Le Sabbat est comme notre dimanche, un jour durant lequel on se repose, où l'on se souvient des multiples gestes de Miséricorde de Dieu envers son peuple; c'est une occasion pour les familles de se retrouver et de se réjouir. Jésus dira encore : "Le sabbat est fait pour l'homme et non l'homme pour le Sabbat". Car déjà à cette époque, la compréhension toute simple du Sabbat avait donné naissance à une multitude d'interdits (*) qui, aboutissaient en fait à réduire à rien la perspective du repos de ce jour. Jésus relèvera cet état des règles qui confine à l'absurde: "Quiconque parmi vous, si son fils tombe dans un puits, n'ira pas aussitôt l'en retirer le jour du Sabbat !" Et il proposera aux foules de devenir ses disciples, car "Oui, mon joug est simple et mon fardeau léger, et vous trouverez du repos pour vos âmes !"
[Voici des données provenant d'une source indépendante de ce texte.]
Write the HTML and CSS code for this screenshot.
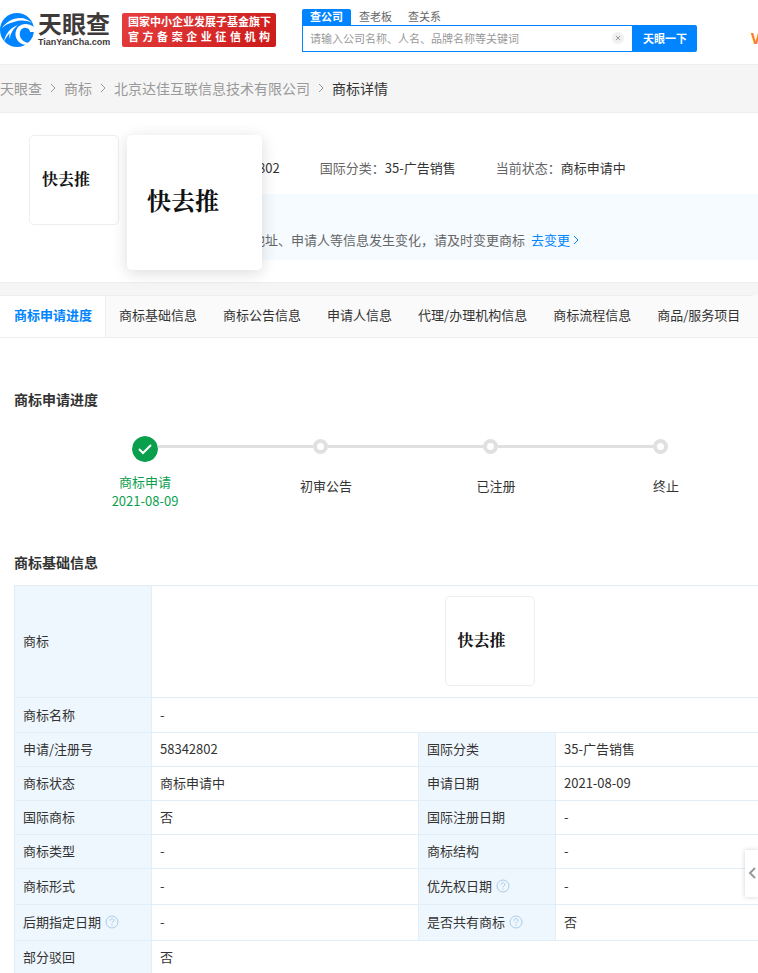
FILE: index.html
```html
<!DOCTYPE html>
<html lang="zh-CN">
<head>
    <meta charset="UTF-8">
    <meta name="viewport" content="width=device-width, initial-scale=1.0">
    <title>商标详情 - 天眼查</title>
    <link rel="stylesheet" href="styles.css">
</head>
<body>

<header class="header">
    <a class="logo" href="#">
        <svg class="logo-mark" viewBox="0 0 34 34" aria-hidden="true">
            <circle cx="17" cy="17" r="17" fill="#0084ff"/>
            <path d="M2 15C6 9 13 5 20 5c5 0 9 2 12 5-6-3-12-3-18-1C9 10 5 12 2 15z" fill="#fff"/>
            <path d="M34 14c-5-4-12-4-16 0-4 5-3 11 1 15 2 2 5 3 8 3l3-2c-5 0-9-3-10-7-1-5 2-9 6-8 2 0 4 2 4 4l4 0z" fill="#fff"/>
            <path d="M4 29C5 21 10 15 18 12c-5 4-8 9-8 14-1-2-1-4 0-6-3 3-5 6-6 9z" fill="#fff"/>
        </svg>
        <span class="logo-text">
            <span class="logo-name">天眼查</span>
            <span class="logo-domain">TianYanCha.com</span>
        </span>
    </a>
    <div class="badge">
        <div>国家中小企业发展子基金旗下</div>
        <div>官方备案企业征信机构</div>
    </div>
    <form class="search">
        <div class="search-tabs">
            <a class="active" href="#">查公司</a>
            <a href="#">查老板</a>
            <a href="#">查关系</a>
        </div>
        <div class="search-row">
            <div class="search-box">
                <input type="text" aria-label="搜索" placeholder="请输入公司名称、人名、品牌名称等关键词">
                <button class="clear" type="button" aria-label="清空">
                    <svg viewBox="0 0 12 12"><circle cx="6" cy="6" r="6" fill="#f0f0f0"/><path d="M4 4l4 4M8 4l-4 4" stroke="#999"/></svg>
                </button>
            </div>
            <button class="search-btn" type="button">天眼一下</button>
        </div>
    </form>
    <a class="vip" href="#">VIP</a>
</header>

<nav class="breadcrumb">
    <a href="#">天眼查</a>
    <svg viewBox="0 0 6 10"><path d="M1 1l4 4-4 4"/></svg>
    <a href="#">商标</a>
    <svg viewBox="0 0 6 10"><path d="M1 1l4 4-4 4"/></svg>
    <a href="#">北京达佳互联信息技术有限公司</a>
    <svg viewBox="0 0 6 10"><path d="M1 1l4 4-4 4"/></svg>
    <span class="current">商标详情</span>
</nav>

<section class="summary">
    <div class="mark">快去推</div>
    <div class="mark-preview">快去推</div>
    <div class="summary-main">
        <div class="facts">
            <div>申请号：<b>58342802</b></div>
            <div>国际分类：<b>35-广告销售</b></div>
            <div>当前状态：<b>商标申请中</b></div>
        </div>
        <div class="notice">
            <span>若企业名称、地址、申请人等信息发生变化，请及时变更商标</span>
            <a href="#">去变更<svg viewBox="0 0 6 10"><path d="M1 1l4 4-4 4"/></svg></a>
        </div>
    </div>
</section>

<nav class="tabs">
    <a class="active" href="#progress">商标申请进度</a>
    <a href="#basic">商标基础信息</a>
    <a href="#">商标公告信息</a>
    <a href="#">申请人信息</a>
    <a href="#">代理/办理机构信息</a>
    <a href="#">商标流程信息</a>
    <a href="#">商品/服务项目</a>
</nav>

<main class="content">
    <h2 id="progress">商标申请进度</h2>
    <ol class="steps">
        <li class="done">
            <div class="track">
                <svg class="dot" viewBox="0 0 26 26"><circle cx="13" cy="13" r="13" fill="#0a9f4d"/><path d="M7 13l4 4 8-8" fill="none" stroke="#fff" stroke-width="2"/></svg>
                <span class="line"></span>
            </div>
            <div class="label">商标申请<br>2021-08-09</div>
        </li>
        <li>
            <div class="track"><span class="dot"></span><span class="line"></span></div>
            <div class="label">初审公告</div>
        </li>
        <li>
            <div class="track"><span class="dot"></span><span class="line"></span></div>
            <div class="label">已注册</div>
        </li>
        <li>
            <div class="track"><span class="dot"></span></div>
            <div class="label">终止</div>
        </li>
    </ol>

    <h2 id="basic">商标基础信息</h2>
    <table class="info">
        <colgroup>
            <col class="col-name"><col class="col-value"><col class="col-name"><col>
        </colgroup>
        <tbody>
            <tr class="row-mark">
                <th>商标</th>
                <td colspan="3"><div class="mark">快去推</div></td>
            </tr>
            <tr class="row-name">
                <th>商标名称</th>
                <td colspan="3">-</td>
            </tr>
            <tr>
                <th>申请/注册号</th>
                <td>58342802</td>
                <th>国际分类</th>
                <td>35-广告销售</td>
            </tr>
            <tr>
                <th>商标状态</th>
                <td>商标申请中</td>
                <th>申请日期</th>
                <td>2021-08-09</td>
            </tr>
            <tr>
                <th>国际商标</th>
                <td>否</td>
                <th>国际注册日期</th>
                <td>-</td>
            </tr>
            <tr>
                <th>商标类型</th>
                <td>-</td>
                <th>商标结构</th>
                <td>-</td>
            </tr>
            <tr class="row-tall">
                <th>商标形式</th>
                <td>-</td>
                <th>优先权日期<svg class="help" viewBox="0 0 14 14"><circle cx="7" cy="7" r="6"/><path d="M5 5.8C5 3 9 3 9 5.4 9 7 7 6.8 7 8.4M7 9.6v1.2"/></svg></th>
                <td>-</td>
            </tr>
            <tr class="row-tall">
                <th>后期指定日期<svg class="help" viewBox="0 0 14 14"><circle cx="7" cy="7" r="6"/><path d="M5 5.8C5 3 9 3 9 5.4 9 7 7 6.8 7 8.4M7 9.6v1.2"/></svg></th>
                <td>-</td>
                <th>是否共有商标<svg class="help" viewBox="0 0 14 14"><circle cx="7" cy="7" r="6"/><path d="M5 5.8C5 3 9 3 9 5.4 9 7 7 6.8 7 8.4M7 9.6v1.2"/></svg></th>
                <td>否</td>
            </tr>
            <tr>
                <th>部分驳回</th>
                <td colspan="3">否</td>
            </tr>
        </tbody>
    </table>
</main>

<button class="drawer" type="button" aria-label="展开侧栏">
    <svg viewBox="0 0 8 12"><path d="M7 1L2 6l5 5"/></svg>
</button>

</body>
</html>
```
FILE: styles.css
```css
* { box-sizing: border-box; }
body { margin: 0; font-family: "Microsoft YaHei", "Noto Sans CJK SC", sans-serif; font-size: 13px; line-height: 20px; color: #333; background: #fff; overflow-x: hidden; }
a { color: inherit; text-decoration: none; }
button { padding: 0; border: none; font-family: inherit; cursor: pointer; }

.header { display: flex; align-items: flex-start; height: 65px; padding-top: 9px; border-bottom: 1px solid #eee; white-space: nowrap; overflow: hidden; }
.logo { display: flex; flex: none; width: 122px; gap: 4px; padding-top: 4px; }
.logo-mark { width: 34px; height: 34px; }
.logo-text { display: flex; flex-direction: column; gap: 4px; color: #3e3a39; }
.logo-name { font-size: 24px; line-height: 20px; font-weight: bold; }
.logo-domain { font: bold 9px/10px "Liberation Sans", sans-serif; }
.badge { flex: none; width: 154px; height: 34px; margin: 4px 26px 0 0; padding: 1px 6px; border-radius: 2px; background: linear-gradient(135deg, #e63e3e, #cb1a1a); color: #fff; font-size: 11px; line-height: 15px; font-weight: bold; text-align-last: justify; }
.search { flex: none; width: 395px; margin-right: 54px; font-size: 11px; }
.search-tabs { display: flex; height: 16px; line-height: 15px; color: #666; }
.search-tabs a { padding: 0 8px; }
.search-tabs .active { background: #0084ff; color: #fff; font-weight: bold; border-radius: 2px 2px 0 0; }
.search-row { display: flex; height: 27px; }
.search-box { display: flex; flex: 1; align-items: center; padding: 0 8px 2px 7px; border: 1px solid #0084ff; }
.search-box input { flex: 1; min-width: 0; padding: 0; border: none; outline: none; font-family: inherit; font-size: 11px; }
.search-box input::placeholder { color: #999; }
.clear { display: flex; width: 12px; height: 12px; background: none; }
.search-btn { width: 64px; padding-bottom: 2px; background: #0084ff; color: #fff; font-size: 11px; font-weight: bold; border-radius: 0 2px 2px 0; }
.vip { padding-top: 19px; color: #ff7a1a; font-size: 15px; font-weight: bold; }

.breadcrumb { display: flex; align-items: center; gap: 8px; height: 48px; padding-bottom: 2px; background: #f5f5f5; border-bottom: 1px solid #eee; color: #999; font-size: 14px; }
.breadcrumb svg { width: 6px; height: 10px; fill: none; stroke: #999; }
.breadcrumb .current { color: #333; }

.summary { position: relative; display: flex; gap: 23px; height: 170px; padding: 22px 0 0 29px; border-bottom: 1px solid #eee; }
.mark { display: flex; flex: none; align-items: center; width: 90px; height: 90px; padding: 0 0 4px 12px; border: 1px solid #eee; border-radius: 5px; color: #111; font: bold 16px "Noto Serif CJK SC", "Noto Sans CJK SC", serif; }
.mark-preview { position: absolute; z-index: 2; top: 22px; left: 127px; display: flex; align-items: center; width: 135px; height: 135px; padding: 0 0 6px 20px; border-radius: 5px; background: #fff; box-shadow: 0 3px 16px rgba(0,0,0,0.14); color: #111; font: bold 24px "Noto Serif CJK SC", "Noto Sans CJK SC", serif; }
.summary-main { flex: 1; min-width: 0; padding-top: 23px; white-space: nowrap; }
.facts { display: flex; gap: 40px; padding-left: 28px; color: #666; }
.facts b { color: #333; font-weight: normal; }
.notice { display: flex; gap: 6px; height: 66px; margin-top: 16px; padding: 36px 0 0 32px; background: #f5fbff; color: #666; }
.notice a { color: #0084ff; }
.notice svg { width: 6px; height: 10px; margin-left: 3px; fill: none; stroke: #0084ff; }

.tabs { display: flex; height: 55px; border-top: 12px solid #f5f5f5; border-bottom: 1px solid #eee; background: #fafafa; line-height: 37px; white-space: nowrap; overflow: hidden; }
.tabs a { flex: none; padding: 0 13px; border-top: 1px solid #eee; }
.tabs .active { padding: 0 13px 0 14px; background: #fff; color: #0084ff; font-weight: bold; border-right: 1px solid #eee; }

.content { padding-left: 14px; overflow: hidden; }
h2 { margin: 0; font-size: 14px; line-height: 20px; font-weight: bold; }
#progress { padding-top: 51px; }
.steps { display: flex; margin: 0 0 42px; padding: 27px 0 0 118px; list-style: none; }
.steps li { flex: none; width: 170px; }
.steps .done { width: 181px; color: #0a9f4d; }
.track { display: flex; height: 26px; }
.dot { flex: none; width: 15px; height: 15px; margin-top: 3px; border: 4px solid #e0e0e0; border-radius: 50%; }
.done .dot { width: 26px; height: 26px; margin-top: 0; border: none; }
.line { flex: 1; height: 3px; margin-top: 9px; background: #e0e0e0; }
.label { width: 82px; margin: 14px 0 0 -28px; line-height: 19px; text-align: center; }
.done .label { margin-top: 10px; }

.info { width: 100%; min-width: 814px; margin-top: 13px; border-collapse: collapse; table-layout: fixed; }
.info th, .info td { height: 34px; padding: 0 8px 1px; border: 1px solid #e1edf7; text-align: left; font-weight: normal; }
.info th { background: #eff7fe; }
.info .row-mark td { height: 112px; }
.info .row-name td { height: 35px; }
.info .row-tall td { height: 36px; }
.info .mark { margin: 0 auto; }
.col-name { width: 137px; }
.col-value { width: 267px; }
.help { width: 14px; height: 14px; margin-left: 4px; vertical-align: -2px; fill: none; stroke: #a9cbe8; }

.drawer { position: fixed; right: 0; top: 850px; width: 13px; height: 47px; background: #fff; box-shadow: 0 0 5px rgba(0,0,0,0.18); }
.drawer svg { width: 8px; height: 12px; fill: none; stroke: #999; stroke-width: 2; }
```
Selon la Michna chabbat 7:2, les activités interdites le jours du Sabbat sont les suivantes - et je me suis amusé à en relever quelques-unes, dont il saute aux yeux que le "repos obligatoire" devient un inconvénient majeur:
Labourer
Semer
Moissonner (ou cueillir)
Lier en gerbes (amasser)
Battre les céréales pour les dégager
Vanner au vent
Trier pour séparer grains et déchets
Passer au crible pour trier
Moudre
Pétrir
Cuire au four
Il n'est donc pas permis de réchauffer un plat le jour du repos.
Tondre
Laver la laine
Peigner la laine
Teindre la laine
Filer
Ourdir
Faire des boucles de tissage pour lier
Tisser deux fils
Séparer deux fils de la trame
Faire un nœud
Défaire un nœud
Il est donc interdit de défaire une ceinture trop serrée d'un vêtement;
Ni de détacher son âne pour lui donner à boire.
Coudre deux points
Découdre : Interdit de réparer son vêtement de travail
Capturer
Abattre la bête (tuer) : Pas de chasse aux nuisibles.
Écorcher ou dépecer
Tanner
Racler
Tracer des traits :
On ne peut ni écrire une lettre, ni dessiner - ce serait travailler....
Découper la peau
Écrire plus de deux signes ou lettres
Effacer plus de deux signes ou lettres
Autant apprendre le langage des sourds-muets !
Gratter le parchemin pour écrire dessus
Construire
Démolir (en vue de bâtir)
Éteindre un feu
Allumer un feu
: si éteindre un feu est interdit, se laisser mourir
dans l'incendie
Finir une œuvre
Transporter
Après avoir pris connaissance de toutes ces petites règles, qui vont à l'encontre du simple bon sens, en certains cas, on comprend mieux que Jésus ait dit : « Venez à moi, vous tous qui peinez sous le poids du fardeau, et moi, je vous procurerai le repos. Prenez sur vous mon joug, devenez mes disciples, car je suis doux et humble de cœur, et vous trouverez le repos. Oui, mon joug est facile à porter, et mon fardeau, léger. » (Saint Matthieu 11, 28-30)
Et en saint Luc au chapitre 13, quelle dénonciation de l'hypocrisie !
St-Luc chapitre 13
Jésus était en train d'enseigner dans une synagogue, le jour du sabbat.
Il y avait là une femme, possédée par un esprit mauvais qui la rendait infirme depuis dix-huit ans ; elle était toute courbée et absolument incapable de se redresser. Quand Jésus la vit, il l'interpella : « Femme, te voilà délivrée de ton infirmité. » Puis, il lui imposa les mains ; à l'instant même elle se trouva toute droite, et elle rendait gloire à Dieu. Le chef de la synagogue fut indigné de voir Jésus faire une guérison le jour du sabbat. Il prit la parole pour dire à la foule : « Il y a six jours pour travailler ; venez donc vous faire guérir ces jours-là, et non pas le jour du sabbat. » Le Seigneur lui répliqua : « Esprits faux que vous êtes ! N'est-il pas vrai que le jour du sabbat chacun de vous détache de la mangeoire son bœuf ou son âne pour le mener boire ?, Et cette femme, une fille d'Abraham, que Satan avait liée il y a dix-huit ans, n'est-il pas vrai que le jour du sabbat il fallait la délivrer de ce lien ? » Ces paroles de Jésus couvraient de honte tous ses adversaires, et toute la foule était dans la joie à cause de toutes les actions éclatantes qu'il faisait.